The 66-year-old trader had acquired an investment product from an unnamed European bank that paid out if Reliance's shares reached a pre-determined level by a certain date. But when the investment looked as if it would go sour, Goenka swung into action.
According to the FSA "[he] had arranged for a pre-planned series of substantial and carefully timed orders to be placed in the final seconds of the LSE's closing auction.
The FSA ordered him to remit £2m to the bank and fined him a further £4m. The fine would have been even higher, £7.7m, had Goenke not settled early and benefited from a 30% discount.
Tracey McDermott, acting director of enforcement and financial crime at the FSA, said: "Goenka's structured product was an investment that would have made him a considerable profit had it been successful. When he saw that it was not going to produce the desired result, Goenka manipulated the market to avoid a substantial loss.
"The impact of such behaviour goes far beyond one counterparty.
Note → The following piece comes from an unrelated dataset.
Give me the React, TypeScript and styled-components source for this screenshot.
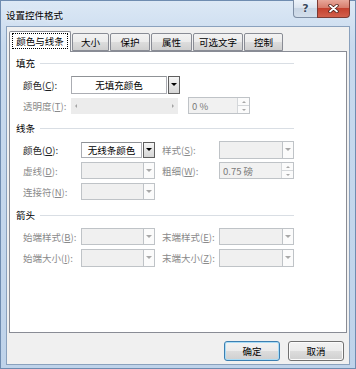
import React from "react";
import styled, { createGlobalStyle } from "styled-components";

const GlobalStyle = createGlobalStyle`
  html, body { margin: 0; padding: 0; background: #c6d8ec; }
  body {
    font-family: "Noto Sans CJK SC", "Noto Sans", sans-serif;
    font-size: 9.5px;
    color: #1e1e1e;
  }
  * { box-sizing: border-box; }
`;

// window frame
const Window = styled.div`
  width: 356px;
  height: 369px;
  border: 1px solid #6f8cb0;
  background: linear-gradient(180deg, #dce8f5 0%, #c8daee 12%, #bfd3ea 100%);
  display: flex;
  flex-direction: column;
  padding: 0 5px 3px 5px;
`;
const TitleBar = styled.div`
  height: 25px;
  display: flex;
  align-items: flex-start;
`;
const Title = styled.div`
  margin-top: 8px;
  line-height: 12px;
  color: #000;
  text-shadow: 0 0 4px rgba(255, 255, 255, 0.9);
`;
const Spacer = styled.div`
  flex: 1;
`;
const CaptionButton = styled.div<{ $w: number; $close?: boolean }>`
  width: ${(p) => p.$w}px;
  height: 18px;
  margin-top: -1px;
  display: flex;
  align-items: center;
  justify-content: center;
  border: 1px solid ${(p) => (p.$close ? "#7c3a33" : "#7d8da3")};
  border-top: none;
  border-radius: ${(p) => (p.$close ? "0 0 4px 0" : "0 0 0 4px")};
  margin-left: ${(p) => (p.$close ? "-1px" : "0")};
  background: ${(p) =>
    p.$close
      ? "linear-gradient(180deg, #e8a79a 0%, #d77d6d 45%, #c4412f 50%, #d2604c 100%)"
      : "linear-gradient(180deg, #eef3f9 0%, #dbe4ef 45%, #c8d5e4 50%, #d3deeb 100%)"};
  color: #3a4a5e;
  font-family: "DejaVu Sans", sans-serif;
  font-size: 11px;
  font-weight: bold;
  text-shadow: 0 0 2px #fff;
`;

// client area
const Client = styled.div`
  flex: 1;
  border: 1px solid #8aa1bd;
  background: #f0f0f0;
  display: flex;
  flex-direction: column;
  padding: 4px 2px 0 2px;
`;
const TabStrip = styled.div`
  height: 20px;
  display: flex;
  align-items: flex-end;
  position: relative;
  z-index: 1;
`;
const Tab = styled.div<{ $w: number; $active?: boolean }>`
  width: ${(p) => p.$w}px;
  height: ${(p) => (p.$active ? 21 : 18)}px;
  margin-bottom: ${(p) => (p.$active ? -1 : 0)}px;
  margin-right: 1px;
  border: 1px solid #898c95;
  border-bottom: ${(p) => (p.$active ? "none" : "1px solid #898c95")};
  border-radius: 2px 2px 0 0;
  background: ${(p) =>
    p.$active
      ? "#ffffff"
      : "linear-gradient(180deg, #f3f3f3 0%, #ebebeb 50%, #dddddd 50%, #cfcfcf 100%)"};
  display: flex;
  align-items: center;
  justify-content: center;
  padding-bottom: ${(p) => (p.$active ? 2 : 0)}px;
  color: #000;
`;
const FocusText = styled.span`
  outline: 1px dotted #000;
  outline-offset: 1px;
  padding: 0 2px;
  line-height: 12px;
`;
const Panel = styled.div`
  height: 282px;
  border: 1px solid #898c95;
  background: #fff;
  padding: 3px 0 0 6px;
  display: flex;
  flex-direction: column;
`;

// sections
const Header = styled.div<{ $top: number }>`
  width: 278px;
  height: 16px;
  margin-top: ${(p) => p.$top}px;
  margin-bottom: 3px;
  display: flex;
  align-items: center;
  color: #000;
`;
const HeaderLine = styled.div`
  flex: 1;
  height: 1px;
  margin-left: 5px;
  background: #d9dee4;
`;
const Row = styled.div`
  height: 21px;
  padding-left: 7px;
  display: flex;
  align-items: center;
`;
const Label = styled.div<{ $w: number; $off?: boolean; $gap?: number }>`
  width: ${(p) => p.$w}px;
  margin-left: ${(p) => p.$gap || 0}px;
  color: ${(p) => (p.$off ? "#8a8a8a" : "#1e1e1e")};
  white-space: nowrap;
  u { text-decoration-thickness: 1px; text-underline-offset: 1px; }
`;

// controls
const ComboBox = styled.div<{ $w: number; $h: number }>`
  width: ${(p) => p.$w}px;
  height: ${(p) => p.$h}px;
  display: flex;
`;
const ComboField = styled.div<{ $off?: boolean }>`
  flex: 1;
  border: 1px solid ${(p) => (p.$off ? "#bfc3c7" : "#abadb3")};
  border-top-color: ${(p) => (p.$off ? "#bfc3c7" : "#8f9296")};
  background: ${(p) => (p.$off ? "#f0f0f0" : "#fff")};
  display: flex;
  align-items: center;
  justify-content: center;
  color: #000;
`;
const ComboButton = styled.div<{ $off?: boolean }>`
  width: 12px;
  margin-left: ${(p) => (p.$off ? -1 : 1)}px;
  border: 1px solid ${(p) => (p.$off ? "#bfc3c7" : "#5f5f5f")};
  background: ${(p) =>
    p.$off ? "#fbfbfb" : "linear-gradient(180deg, #f6f6f6 0%, #e4e4e4 50%, #d6d6d6 100%)"};
  display: flex;
  align-items: center;
  justify-content: center;
`;
const Arrow = styled.div<{ $dir: "up" | "down" | "left" | "right"; $color: string; $s?: number }>`
  width: 0;
  height: 0;
  ${(p) => {
    const s = p.$s || 3;
    const t = "transparent";
    if (p.$dir === "down")
      return `border-left:${s}px solid ${t};border-right:${s}px solid ${t};border-top:${s}px solid ${p.$color};`;
    if (p.$dir === "up")
      return `border-left:${s}px solid ${t};border-right:${s}px solid ${t};border-bottom:${s}px solid ${p.$color};`;
    if (p.$dir === "left")
      return `border-top:${s}px solid ${t};border-bottom:${s}px solid ${t};border-right:${s}px solid ${p.$color};`;
    return `border-top:${s}px solid ${t};border-bottom:${s}px solid ${t};border-left:${s}px solid ${p.$color};`;
  }}
`;
const Slider = styled.div`
  width: 107px;
  height: 16px;
  background: #ececec;
  display: flex;
  align-items: center;
  justify-content: space-between;
  padding: 0 4px;
`;
const SpinBox = styled.div<{ $w: number; $gap?: number }>`
  width: ${(p) => p.$w}px;
  height: 17px;
  margin-left: ${(p) => p.$gap || 0}px;
  border: 1px solid #bfc3c7;
  background: #f1f1f1;
  display: flex;
`;
const SpinText = styled.div`
  flex: 1;
  padding-left: 3px;
  display: flex;
  align-items: center;
  color: #7a7a7a;
`;
const SpinButtons = styled.div`
  width: 12px;
  display: flex;
  flex-direction: column;
  border-left: 1px solid #d4d7da;
  background: #fbfbfb;
`;
const SpinHalf = styled.div<{ $first?: boolean }>`
  flex: 1;
  display: flex;
  align-items: center;
  justify-content: center;
  border-bottom: ${(p) => (p.$first ? "1px solid #d4d7da" : "none")};
`;

// footer
const Footer = styled.div`
  display: flex;
  justify-content: flex-end;
  gap: 8px;
  padding: 8px 3px 0 0;
`;
const Button = styled.div<{ $default?: boolean }>`
  width: 56px;
  height: 20px;
  border: 1px solid ${(p) => (p.$default ? "#3c7fb1" : "#707070")};
  border-radius: 3px;
  box-shadow: ${(p) => (p.$default ? "inset 0 0 0 1px #a9dcf6" : "inset 0 0 0 1px #fbfbfb")};
  background: linear-gradient(180deg, #f2f2f2 0%, #ebebeb 50%, #dddddd 50%, #cfcfcf 100%);
  display: flex;
  align-items: center;
  justify-content: center;
  color: #000;
`;

type ComboProps = { w: number; h: number; text?: string; off?: boolean };
const Combo = ({ w, h, text, off }: ComboProps) => (
  <ComboBox $w={w} $h={h}>
    <ComboField $off={off}>{text}</ComboField>
    <ComboButton $off={off}>
      <Arrow $dir="down" $color={off ? "#a8a8a8" : "#000"} $s={off ? 3 : 3} />
    </ComboButton>
  </ComboBox>
);

const Spin = ({ w, text, gap }: { w: number; text: string; gap?: number }) => (
  <SpinBox $w={w} $gap={gap}>
    <SpinText>{text}</SpinText>
    <SpinButtons>
      <SpinHalf $first>
        <Arrow $dir="up" $color="#a8a8a8" $s={2} />
      </SpinHalf>
      <SpinHalf>
        <Arrow $dir="down" $color="#a8a8a8" $s={2} />
      </SpinHalf>
    </SpinButtons>
  </SpinBox>
);

const tabs = [
  { name: "大小", w: 37 },
  { name: "保护", w: 40 },
  { name: "属性", w: 41 },
  { name: "可选文字", w: 50 },
  { name: "控制", w: 39 },
];

const App = () => (
  <>
    <GlobalStyle />
    <Window>
      <TitleBar>
        <Title>设置控件格式</Title>
        <Spacer />
        <CaptionButton $w={25}>?</CaptionButton>
        <CaptionButton $w={33} $close>
          <svg width="11" height="9" viewBox="0 0 11 9">
            <path d="M2 1.5 L9 7.5 M9 1.5 L2 7.5" stroke="#4a1d17" strokeWidth="3.4" strokeLinecap="round" />
            <path d="M2 1.5 L9 7.5 M9 1.5 L2 7.5" stroke="#fff" strokeWidth="1.8" strokeLinecap="round" />
          </svg>
        </CaptionButton>
      </TitleBar>
      <Client>
        <TabStrip>
          <Tab $w={62} $active>
            <FocusText>颜色与线条</FocusText>
          </Tab>
          {tabs.map((t) => (
            <Tab key={t.name} $w={t.w}>
              {t.name}
            </Tab>
          ))}
        </TabStrip>
        <Panel>
          <Header $top={0}>
            填充<HeaderLine />
          </Header>
          <Row>
            <Label $w={48}>
              颜色(<u>C</u>):
            </Label>
            <Combo w={109} h={18} text="无填充颜色" />
          </Row>
          <Row>
            <Label $w={48} $off>
              透明度(<u>T</u>):
            </Label>
            <Slider>
              <Arrow $dir="left" $color="#a3a3a3" $s={2} />
              <Arrow $dir="right" $color="#a3a3a3" $s={2} />
            </Slider>
            <Spin w={62} text="0 %" gap={10} />
          </Row>

          <Header $top={4}>
            线条<HeaderLine />
          </Header>
          <Row>
            <Label $w={58}>
              颜色(<u>O</u>):
            </Label>
            <Combo w={74} h={16} text="无线条颜色" />
            <Label $w={57} $gap={7} $off>
              样式(<u>S</u>):
            </Label>
            <Combo w={75} h={18} off />
          </Row>
          <Row>
            <Label $w={58} $off>
              虚线(<u>D</u>):
            </Label>
            <Combo w={74} h={17} off />
            <Label $w={57} $gap={7} $off>
              粗细(<u>W</u>):
            </Label>
            <Spin w={75} text="0.75 磅" />
          </Row>
          <Row>
            <Label $w={58} $off>
              连接符(<u>N</u>):
            </Label>
            <Combo w={74} h={17} off />
          </Row>

          <Header $top={5}>
            箭头<HeaderLine />
          </Header>
          <Row>
            <Label $w={58} $off>
              始端样式(<u>B</u>):
            </Label>
            <Combo w={74} h={17} off />
            <Label $w={57} $gap={7} $off>
              末端样式(<u>E</u>):
            </Label>
            <Combo w={75} h={17} off />
          </Row>
          <Row>
            <Label $w={58} $off>
              始端大小(<u>I</u>):
            </Label>
            <Combo w={74} h={18} off />
            <Label $w={57} $gap={7} $off>
              末端大小(<u>Z</u>):
            </Label>
            <Combo w={75} h={18} off />
          </Row>
        </Panel>
        <Footer>
          <Button $default>确定</Button>
          <Button>取消</Button>
        </Footer>
      </Client>
    </Window>
  </>
);

export default App;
Market confidence will suffer if participants cannot be satisfied that the price of quoted securities reflects the proper interplay of supply and demand."
As usual, there's more to this story and you should consider at least reading it on the link above.
But Guambat remains impressed that someone some place is sticking with the rather quaint idea that markets are what you trade and not how you trade. Guambat is quite certain that no one has told that to the black boxes, algorithms and other creatures inhabiting the deep seas of the closing and opening half hours of the global markets. Where does market manipulation begin and market regulation end if not in efforts to make a gain or avoid a loss? And does that matter to sharks?
Guambat is not inclined very much to swimming in those channels any longer.